Not best for college savings: A major selling point of Gerber Life is that the cash value of the Grow-Up Plan helps pay for college. But in reality, with the meager cash value of the Grow-Up Plan, it is hard to pay for college. Besides, there are several better ways to save for college, the best and most common among them being a 529 College Savings Plan. This is an investment plan with education-specific tax advantages. It is basically an IRA, but for college savings.
The biggest advantage of the 529 College Saving Plan over child life insurance policies is tax breaks. The plan is mostly tax-free, and as long as you use the money for legitimate educational expenses, you don’t have to pay a dime in taxes. This is awesome even after those tax cuts.
The money from the 529 plan may also be used to pay for private high school or university. You don’t even need to declare your earnings from the 529 plan, because it isn’t counted as income. That isn’t the same for child life insurance. If you get a payout of $100,000 from a child life insurance policy, it counts as income and puts at risk the possibility of getting grants, scholarship, or financial aid.
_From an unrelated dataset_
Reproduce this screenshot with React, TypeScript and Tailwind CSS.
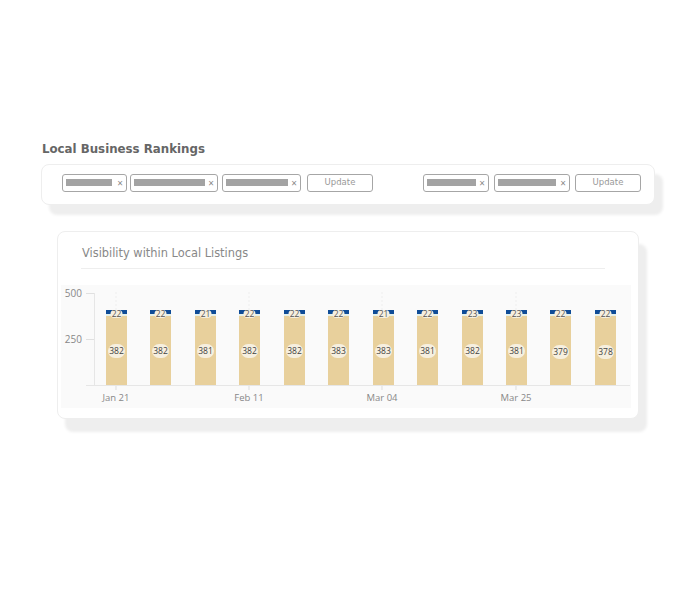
const font = { fontFamily: '"DejaVu Sans", sans-serif' }

const bars = [
  { x: 106, top: 22, bottom: 382, y: 351 },
  { x: 150, top: 22, bottom: 382, y: 351 },
  { x: 195, top: 21, bottom: 381, y: 351 },
  { x: 239, top: 22, bottom: 382, y: 351 },
  { x: 284, top: 22, bottom: 382, y: 351 },
  { x: 328, top: 22, bottom: 383, y: 351 },
  { x: 373, top: 21, bottom: 383, y: 351 },
  { x: 417, top: 22, bottom: 381, y: 351 },
  { x: 462, top: 23, bottom: 382, y: 351 },
  { x: 506, top: 23, bottom: 381, y: 351 },
  { x: 550, top: 22, bottom: 379, y: 352 },
  { x: 595, top: 22, bottom: 378, y: 352 },
]

const dates = [
  { x: 116, label: 'Jan 21' },
  { x: 249, label: 'Feb 11' },
  { x: 382, label: 'Mar 04' },
  { x: 516, label: 'Mar 25' },
]

// chart svg coordinates are page coordinates shifted by the svg's own origin
const ox = 61
const oy = 285

function Chip({ width, bar }: { width: number; bar: number }) {
  return (
    <div
      className="h-[18px] flex items-center justify-between pl-[3px] pr-[3px] border border-[#a6a6a6] rounded-[3px] bg-white"
      style={{ width }}
    >
      <div className="h-[7px] bg-[#a3a3a3]" style={{ width: bar }} />
      <span className="text-[10px] leading-none text-[#888]">×</span>
    </div>
  )
}

function UpdateButton() {
  return (
    <button
      type="button"
      className="block w-[66px] h-[18px] border border-[#a6a6a6] rounded-[3px] bg-white text-[8.5px] leading-none text-[#999]"
      style={font}
    >
      Update
    </button>
  )
}

function Chart() {
  return (
    <svg width="570" height="123" className="block ml-[3px]">
      <rect x="0" y="0" width="570" height="123" fill="#fafafa" />
      {dates.map(d => (
        <line key={d.x} x1={d.x - ox} x2={d.x - ox} y1={292 - oy} y2={385 - oy} stroke="#eee" strokeDasharray="2 2" />
      ))}
      <line x1={94.5 - ox} x2={94.5 - ox} y1={293 - oy} y2={385 - oy} stroke="#e6e6e6" />
      <line x1={86 - ox} x2={630 - ox} y1={385.5 - oy} y2={385.5 - oy} stroke="#e6e6e6" />
      <line x1={86 - ox} x2={94 - ox} y1={293.5 - oy} y2={293.5 - oy} stroke="#e0e0e0" />
      <line x1={86 - ox} x2={94 - ox} y1={339.5 - oy} y2={339.5 - oy} stroke="#e0e0e0" />
      <text x={82 - ox} y={297 - oy} textAnchor="end" fontSize="10" fill="#888">500</text>
      <text x={82 - ox} y={343 - oy} textAnchor="end" fontSize="10" fill="#888">250</text>
      {bars.map(b => (
        <g key={b.x}>
          <rect x={b.x - ox} y={316 - oy} width="21" height="69" fill="#e8d09c" />
          <rect x={b.x - ox} y={314 - oy} width="21" height="2" fill="#e4f0ea" />
          <rect x={b.x - ox} y={310 - oy} width="21" height="4" fill="#0f4c97" />
          <rect x={b.x + 4.5 - ox} y={310 - oy} width="12" height="8" rx="4" fill="#f5efe0" />
          <text x={b.x + 10.5 - ox} y={317 - oy} textAnchor="middle" fontSize="8.5" fill="#555">{b.top}</text>
          <rect x={b.x + 2 - ox} y={b.y - 7 - oy} width="17" height="14" rx="7" fill="#f6efdf" />
          <text x={b.x + 10.5 - ox} y={b.y + 3 - oy} textAnchor="middle" fontSize="8.5" fill="#444">{b.bottom}</text>
        </g>
      ))}
      {dates.map(d => (
        <g key={d.label}>
          <line x1={d.x - ox} x2={d.x - ox} y1={386 - oy} y2={390 - oy} stroke="#ddd" />
          <text x={d.x - ox} y={401 - oy} textAnchor="middle" fontSize="9.5" fill="#888">{d.label}</text>
        </g>
      ))}
    </svg>
  )
}

export default function App() {
  return (
    <div className="w-[694px] h-[616px] bg-white pt-[141px]" style={{ fontFamily: '"Open Sans", sans-serif' }}>
      <div className="ml-[42px] h-[16px] text-[11.8px] leading-[16px] font-bold text-[#666]" style={font}>
        Local Business Rankings
      </div>
      <div className="ml-[41px] mt-[7px] w-[614px] h-[41px] flex items-center pl-[20px] pb-[4px] bg-white border border-[#eee] rounded-[8px] shadow-[8px_10px_3px_#eee]">
        <div className="flex items-center gap-[3px]">
          <Chip width={65} bar={46} />
          <Chip width={88} bar={71} />
          <div className="ml-[1px]">
            <Chip width={79} bar={62} />
          </div>
        </div>
        <div className="ml-[6px]">
          <UpdateButton />
        </div>
        <div className="ml-[50px] flex items-center gap-[5px]">
          <Chip width={66} bar={49} />
          <Chip width={76} bar={58} />
          <UpdateButton />
        </div>
      </div>
      <div className="ml-[57px] mt-[26px] w-[582px] h-[188px] bg-white border border-[#eee] rounded-[8px] shadow-[8px_13px_3px_#eee]">
        <div className="ml-[23px] mr-[33px] h-[37px] pl-[1px] pt-[13px] text-[11.4px] leading-[17px] text-[#888] border-b border-[#eee]" style={font}>
          Visibility within Local Listings
        </div>
        <div className="mt-[16px]">
          <Chart />
        </div>
      </div>
    </div>
  )
}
Stigma around child life insurance: Children usually do not help the family with either money or labor. The loss of a child is devastating and unfathomable, but it doesn’t leave the family in financial extremis (unless the child is a star unlike Star Wars The Last Jedi or Thor III but this is another topic!). That is why children never require life insurance, unlike adults, who contribute money or labor to the household and others depend on them.
Unless the child has a possibility of developing a rare medical condition later, getting child life insurance is not recommended and at times, viewed with suspicion. And there are several cases to prove this.
Killing for insurance money makes up the plot for many a thriller. But the same also happens in the case of child life insurance.
There’s a case in Maryland where the father allegedly drowned his toddler in an attempt to get the $560,000 in child life insurance policies issued by a number of companies (including Gerber).
Another case in Georgia involves the father allegedly killing his 22-month-old son by locking him in the car on a hot day. The motive behind the murder was to collect the $27,000 in life insurance policies on the child.
Not surprisingly, there’s no good word about child life insurance in the industry. It is usually a waste of money and is of no use to the child when he or she grows up. Besides, there are various insurance policies available to people of all ages, often without requiring medical tests. Once your child grows up, they can figure out on their own how they want their life to be insured.
Insurance Riders: A Better Way to Insure Your Child
If you still believe that your child needs life insurance, then first insure your own life. Think of this: if your child dies, you have the money to bury them. But if you die, where will your child get the money to bury you?
That is why, instead of putting money in a child life insurance, invest it wisely by buying yourself a life insurance vehicle. If you have good reason to be concerned about your child’s future insurability, a wiser option is to purchase a child protection rider on your own life insurance.
A child rider is much like a child life insurance that can be added to your own insurance at a nominal charge. In most cases, when the child turns 25, he or she can convert the rider into full adult insurance for up to as much as five times as the original rider coverage without any medical exam.
It is an affordable way to insure your child while also offering the option of turning it into permanent life insurance after age 25.
Instead of putting your money in a plan like Gerber’s, you’d be better off giving your child a protective rider on your own life insurance. The money you’d be putting in the Gerber Grow-Up Life Plan can be invested in a 529 College Savings Plan or a mutual fund.